To answer those questions, the state legislature commissioned a committee, chaired by State Representative Ross Hunter, to provide a report to the legislature by the end of the year "to define where technology is today and how it should be taxed," Shirk said.

The committee is meeting on Tuesday to report its results.

More taxes coming soon?
Semantic disputes and other complications aside, the lure of easy revenues--especially if they can be sold to voters as a technical change in definitions rather than a tax increase--continues to lure politicians.

Wisconsin Gov. Jim Doyle promoted a digital download tax in the 2005-2007 budget, but it was not approved. The tax proposal was once again included in the Department of Revenue's 2007-2009 budget, according to Department spokeswoman Jessica Iverson, but was shot down a second time. The tax would have covered digital items, "provided that the non-electronic version of that item was not exempt," Iverson said.

The Wyoming legislature will also likely consider taxing digital downloads early next year, according to Dan Noble, the administrator of the excise tax division for the Wyoming Department of Revenue.

"The way our statute is currently we probably could tax them, but we should probably have the legislature have the final say," he said.

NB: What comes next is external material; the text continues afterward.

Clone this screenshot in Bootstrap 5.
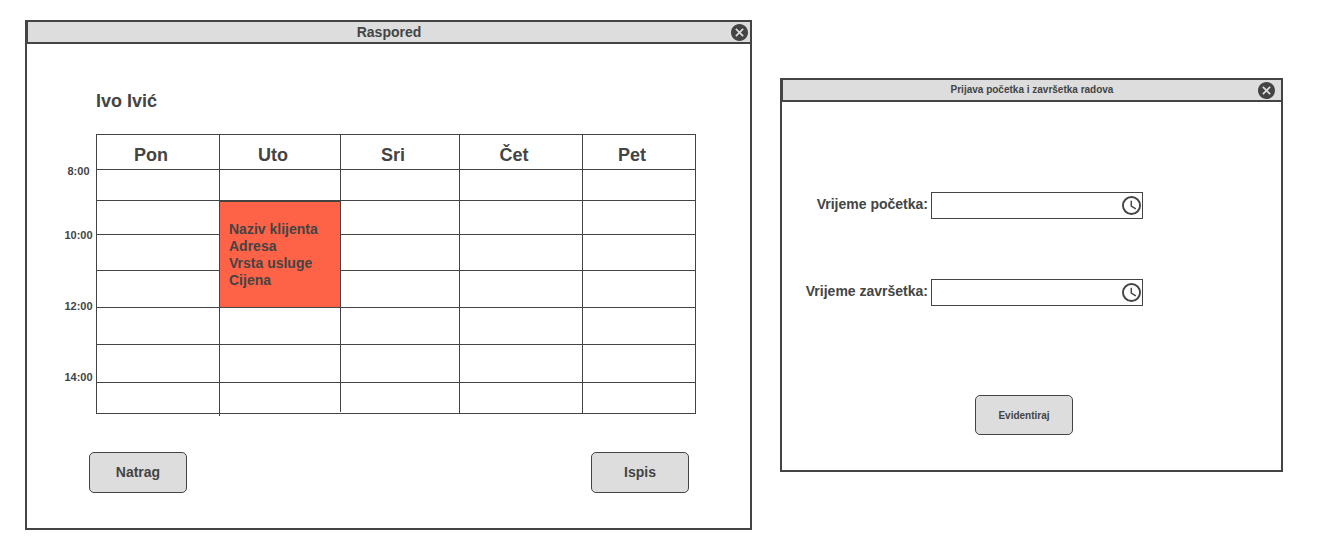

A number of large states, however, have yet to pursue this new line of revenue. Susan Burns of the New York Department of Finance said her employer made clear in 2007 that it does not tax downloaded music or movies (PDF) in two advisory opinions issued in response to an inquiry from Apple. "The sale of digital music delivered electronically to customers for download on their computers... constitutes the sale of intangible property and is not subject to sales or use tax," the music advisory states. Burns said the policy has not changed since the advisories were issued.